> _To do_: Pull each line containing "this" out of the data and copy it.

======== Entries ========

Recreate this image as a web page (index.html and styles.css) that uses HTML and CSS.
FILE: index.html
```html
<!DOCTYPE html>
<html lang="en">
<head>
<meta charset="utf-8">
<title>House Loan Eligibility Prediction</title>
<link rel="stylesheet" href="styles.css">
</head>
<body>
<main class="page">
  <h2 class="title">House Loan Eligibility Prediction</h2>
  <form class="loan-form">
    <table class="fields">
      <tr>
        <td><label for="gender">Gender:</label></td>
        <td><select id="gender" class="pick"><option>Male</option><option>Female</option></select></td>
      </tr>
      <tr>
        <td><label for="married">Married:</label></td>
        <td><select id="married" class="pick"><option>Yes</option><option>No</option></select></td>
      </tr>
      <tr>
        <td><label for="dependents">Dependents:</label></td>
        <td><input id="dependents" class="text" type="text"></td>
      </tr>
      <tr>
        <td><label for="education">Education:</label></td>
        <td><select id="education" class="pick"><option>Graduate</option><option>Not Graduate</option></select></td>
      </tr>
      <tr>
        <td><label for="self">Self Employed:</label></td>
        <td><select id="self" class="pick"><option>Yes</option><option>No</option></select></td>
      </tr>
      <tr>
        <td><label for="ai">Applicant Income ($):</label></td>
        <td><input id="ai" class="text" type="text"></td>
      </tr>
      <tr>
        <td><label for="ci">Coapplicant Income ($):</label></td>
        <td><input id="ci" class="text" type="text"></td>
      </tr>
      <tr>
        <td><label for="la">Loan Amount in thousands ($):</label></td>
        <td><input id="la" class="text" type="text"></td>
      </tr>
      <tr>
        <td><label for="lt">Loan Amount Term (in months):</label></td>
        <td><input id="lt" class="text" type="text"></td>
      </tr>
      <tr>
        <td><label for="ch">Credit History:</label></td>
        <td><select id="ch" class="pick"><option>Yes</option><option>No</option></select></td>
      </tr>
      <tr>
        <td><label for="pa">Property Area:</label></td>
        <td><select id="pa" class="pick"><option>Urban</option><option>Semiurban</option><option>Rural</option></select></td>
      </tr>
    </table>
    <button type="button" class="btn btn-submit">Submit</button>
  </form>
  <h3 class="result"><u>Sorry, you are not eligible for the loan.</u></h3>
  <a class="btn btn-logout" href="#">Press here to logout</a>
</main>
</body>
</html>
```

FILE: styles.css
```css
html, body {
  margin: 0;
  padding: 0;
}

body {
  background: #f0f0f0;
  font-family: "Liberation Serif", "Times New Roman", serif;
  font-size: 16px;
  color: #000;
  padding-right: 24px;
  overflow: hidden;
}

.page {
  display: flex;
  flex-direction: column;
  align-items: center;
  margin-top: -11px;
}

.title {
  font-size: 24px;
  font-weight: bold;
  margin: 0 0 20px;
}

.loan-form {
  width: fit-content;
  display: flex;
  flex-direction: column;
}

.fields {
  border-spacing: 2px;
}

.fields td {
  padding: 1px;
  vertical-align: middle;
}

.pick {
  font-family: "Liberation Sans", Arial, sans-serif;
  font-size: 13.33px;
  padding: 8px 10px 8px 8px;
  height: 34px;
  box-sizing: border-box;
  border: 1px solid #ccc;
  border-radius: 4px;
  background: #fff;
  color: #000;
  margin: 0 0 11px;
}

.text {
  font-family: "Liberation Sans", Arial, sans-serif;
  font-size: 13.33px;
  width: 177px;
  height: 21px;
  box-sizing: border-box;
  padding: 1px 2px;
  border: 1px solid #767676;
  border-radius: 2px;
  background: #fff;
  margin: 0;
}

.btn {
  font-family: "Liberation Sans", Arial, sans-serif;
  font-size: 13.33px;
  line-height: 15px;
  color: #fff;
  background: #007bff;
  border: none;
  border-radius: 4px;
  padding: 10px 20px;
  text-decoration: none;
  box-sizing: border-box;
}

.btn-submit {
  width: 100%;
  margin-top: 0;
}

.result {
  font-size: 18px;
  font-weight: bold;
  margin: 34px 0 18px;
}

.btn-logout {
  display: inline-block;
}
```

========
======== Entries ========

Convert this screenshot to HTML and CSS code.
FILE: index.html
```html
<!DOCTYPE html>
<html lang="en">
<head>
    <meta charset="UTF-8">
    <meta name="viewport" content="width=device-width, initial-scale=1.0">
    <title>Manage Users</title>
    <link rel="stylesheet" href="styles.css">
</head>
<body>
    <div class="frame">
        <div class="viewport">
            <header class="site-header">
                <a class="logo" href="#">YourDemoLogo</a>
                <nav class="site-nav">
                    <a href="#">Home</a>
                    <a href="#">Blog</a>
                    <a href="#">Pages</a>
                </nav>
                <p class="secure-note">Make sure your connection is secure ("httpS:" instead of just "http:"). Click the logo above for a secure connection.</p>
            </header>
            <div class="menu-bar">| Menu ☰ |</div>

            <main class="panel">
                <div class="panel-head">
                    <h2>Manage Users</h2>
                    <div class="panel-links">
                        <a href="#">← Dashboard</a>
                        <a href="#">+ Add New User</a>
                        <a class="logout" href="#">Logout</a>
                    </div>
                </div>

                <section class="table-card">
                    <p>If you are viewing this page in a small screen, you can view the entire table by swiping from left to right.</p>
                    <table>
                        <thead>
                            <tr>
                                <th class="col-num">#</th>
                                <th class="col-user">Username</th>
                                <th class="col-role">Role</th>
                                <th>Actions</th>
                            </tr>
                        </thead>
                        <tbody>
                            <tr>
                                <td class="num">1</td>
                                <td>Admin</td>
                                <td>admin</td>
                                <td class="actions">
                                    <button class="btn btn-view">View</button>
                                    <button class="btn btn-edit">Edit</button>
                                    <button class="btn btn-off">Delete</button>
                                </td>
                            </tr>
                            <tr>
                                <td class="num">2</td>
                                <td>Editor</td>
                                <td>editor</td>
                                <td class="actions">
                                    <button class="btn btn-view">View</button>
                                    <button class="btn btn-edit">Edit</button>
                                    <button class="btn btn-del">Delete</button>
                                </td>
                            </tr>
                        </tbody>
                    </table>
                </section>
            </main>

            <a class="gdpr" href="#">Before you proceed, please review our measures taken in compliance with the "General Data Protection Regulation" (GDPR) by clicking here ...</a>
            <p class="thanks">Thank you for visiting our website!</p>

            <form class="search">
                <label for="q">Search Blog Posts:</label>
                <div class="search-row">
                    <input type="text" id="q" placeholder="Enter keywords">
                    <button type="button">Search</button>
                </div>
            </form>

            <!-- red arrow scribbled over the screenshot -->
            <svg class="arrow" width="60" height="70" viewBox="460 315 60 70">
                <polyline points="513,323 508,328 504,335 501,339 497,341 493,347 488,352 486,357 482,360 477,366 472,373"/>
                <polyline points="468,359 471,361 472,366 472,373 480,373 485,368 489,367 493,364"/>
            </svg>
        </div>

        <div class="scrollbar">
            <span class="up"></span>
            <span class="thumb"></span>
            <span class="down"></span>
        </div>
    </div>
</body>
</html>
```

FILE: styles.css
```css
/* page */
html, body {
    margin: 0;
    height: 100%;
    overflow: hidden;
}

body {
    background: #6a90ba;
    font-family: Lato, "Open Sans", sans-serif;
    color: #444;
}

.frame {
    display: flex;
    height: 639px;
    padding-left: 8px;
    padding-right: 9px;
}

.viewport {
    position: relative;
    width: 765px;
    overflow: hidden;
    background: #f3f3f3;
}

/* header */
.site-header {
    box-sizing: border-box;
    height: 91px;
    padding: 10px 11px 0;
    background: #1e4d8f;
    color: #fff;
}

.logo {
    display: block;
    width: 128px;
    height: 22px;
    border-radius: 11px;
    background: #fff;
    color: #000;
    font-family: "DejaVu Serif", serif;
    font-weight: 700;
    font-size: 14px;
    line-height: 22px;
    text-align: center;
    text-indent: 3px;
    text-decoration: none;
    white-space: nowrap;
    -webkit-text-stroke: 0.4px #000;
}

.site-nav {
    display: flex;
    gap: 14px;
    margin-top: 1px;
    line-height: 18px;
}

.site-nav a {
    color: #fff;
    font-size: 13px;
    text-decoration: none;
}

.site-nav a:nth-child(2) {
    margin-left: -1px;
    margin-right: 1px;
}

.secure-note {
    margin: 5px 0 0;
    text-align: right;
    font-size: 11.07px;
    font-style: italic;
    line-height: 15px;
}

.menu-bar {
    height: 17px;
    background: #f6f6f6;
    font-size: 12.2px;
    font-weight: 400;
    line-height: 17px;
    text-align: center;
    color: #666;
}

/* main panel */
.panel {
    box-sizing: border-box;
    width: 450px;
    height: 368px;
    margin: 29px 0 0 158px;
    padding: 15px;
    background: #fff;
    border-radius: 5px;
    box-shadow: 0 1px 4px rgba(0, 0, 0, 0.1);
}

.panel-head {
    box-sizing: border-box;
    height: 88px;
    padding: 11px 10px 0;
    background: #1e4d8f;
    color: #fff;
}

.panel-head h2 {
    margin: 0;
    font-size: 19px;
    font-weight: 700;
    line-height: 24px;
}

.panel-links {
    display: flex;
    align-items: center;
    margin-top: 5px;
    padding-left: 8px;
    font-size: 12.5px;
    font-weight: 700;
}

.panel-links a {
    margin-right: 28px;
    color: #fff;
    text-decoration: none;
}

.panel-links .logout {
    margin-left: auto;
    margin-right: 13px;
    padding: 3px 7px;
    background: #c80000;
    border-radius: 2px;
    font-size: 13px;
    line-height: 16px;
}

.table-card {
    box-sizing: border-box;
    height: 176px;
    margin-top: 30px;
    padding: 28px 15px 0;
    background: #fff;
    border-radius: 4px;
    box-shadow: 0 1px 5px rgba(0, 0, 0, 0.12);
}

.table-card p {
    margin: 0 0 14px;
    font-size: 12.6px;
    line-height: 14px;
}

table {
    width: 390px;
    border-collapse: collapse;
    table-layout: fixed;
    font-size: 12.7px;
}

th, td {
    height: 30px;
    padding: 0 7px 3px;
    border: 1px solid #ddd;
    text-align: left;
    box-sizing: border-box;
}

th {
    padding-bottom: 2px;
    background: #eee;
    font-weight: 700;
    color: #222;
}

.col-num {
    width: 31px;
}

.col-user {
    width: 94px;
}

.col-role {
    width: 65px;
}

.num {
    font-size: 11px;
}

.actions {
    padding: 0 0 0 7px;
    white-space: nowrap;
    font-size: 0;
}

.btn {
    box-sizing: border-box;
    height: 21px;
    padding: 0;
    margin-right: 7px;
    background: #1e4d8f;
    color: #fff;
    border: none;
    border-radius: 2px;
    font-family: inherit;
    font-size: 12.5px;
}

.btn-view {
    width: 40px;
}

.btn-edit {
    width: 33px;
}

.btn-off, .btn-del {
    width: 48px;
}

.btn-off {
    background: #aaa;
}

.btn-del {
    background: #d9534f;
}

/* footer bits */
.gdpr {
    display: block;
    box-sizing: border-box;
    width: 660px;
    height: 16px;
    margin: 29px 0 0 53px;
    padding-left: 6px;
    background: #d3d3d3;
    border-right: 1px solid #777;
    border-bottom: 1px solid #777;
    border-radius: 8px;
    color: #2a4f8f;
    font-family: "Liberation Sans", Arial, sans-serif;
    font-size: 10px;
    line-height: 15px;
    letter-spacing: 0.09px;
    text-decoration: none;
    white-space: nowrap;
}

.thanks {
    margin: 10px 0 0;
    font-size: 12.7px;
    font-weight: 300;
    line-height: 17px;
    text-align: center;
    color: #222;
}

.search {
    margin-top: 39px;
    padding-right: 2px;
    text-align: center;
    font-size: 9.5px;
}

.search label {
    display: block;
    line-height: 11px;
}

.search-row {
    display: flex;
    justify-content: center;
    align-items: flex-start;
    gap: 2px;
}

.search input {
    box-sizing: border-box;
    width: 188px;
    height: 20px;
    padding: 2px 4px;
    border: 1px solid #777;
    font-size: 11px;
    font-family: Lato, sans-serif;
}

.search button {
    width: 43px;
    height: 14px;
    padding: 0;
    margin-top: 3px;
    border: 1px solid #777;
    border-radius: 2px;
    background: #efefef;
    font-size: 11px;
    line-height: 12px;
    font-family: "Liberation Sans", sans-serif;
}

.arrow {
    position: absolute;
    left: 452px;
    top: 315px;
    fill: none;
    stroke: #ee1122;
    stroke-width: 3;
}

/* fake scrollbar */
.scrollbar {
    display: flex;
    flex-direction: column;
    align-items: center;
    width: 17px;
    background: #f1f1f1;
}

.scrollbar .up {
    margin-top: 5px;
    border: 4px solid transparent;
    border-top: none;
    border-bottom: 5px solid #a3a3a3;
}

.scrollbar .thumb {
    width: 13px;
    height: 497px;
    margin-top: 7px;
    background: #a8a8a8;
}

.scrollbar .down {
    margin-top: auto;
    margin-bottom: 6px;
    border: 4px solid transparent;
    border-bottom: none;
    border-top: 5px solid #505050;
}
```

========
======== Entries ========

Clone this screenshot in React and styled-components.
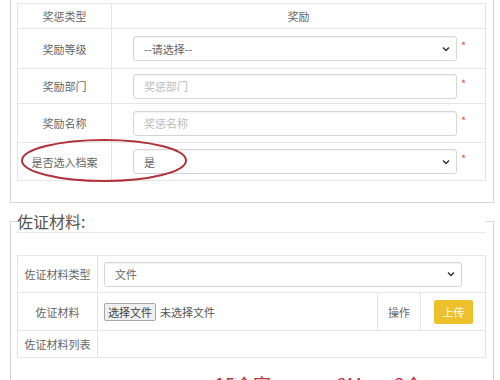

========

> _The response_:
Recreate this image as a web page (index.html and styles.css) that uses HTML and CSS.
Convert this screenshot to HTML and CSS code.
                    <p>If you are viewing this page in a small screen, you can view the entire table by swiping from left to right.</p>
Clone this screenshot in React and styled-components.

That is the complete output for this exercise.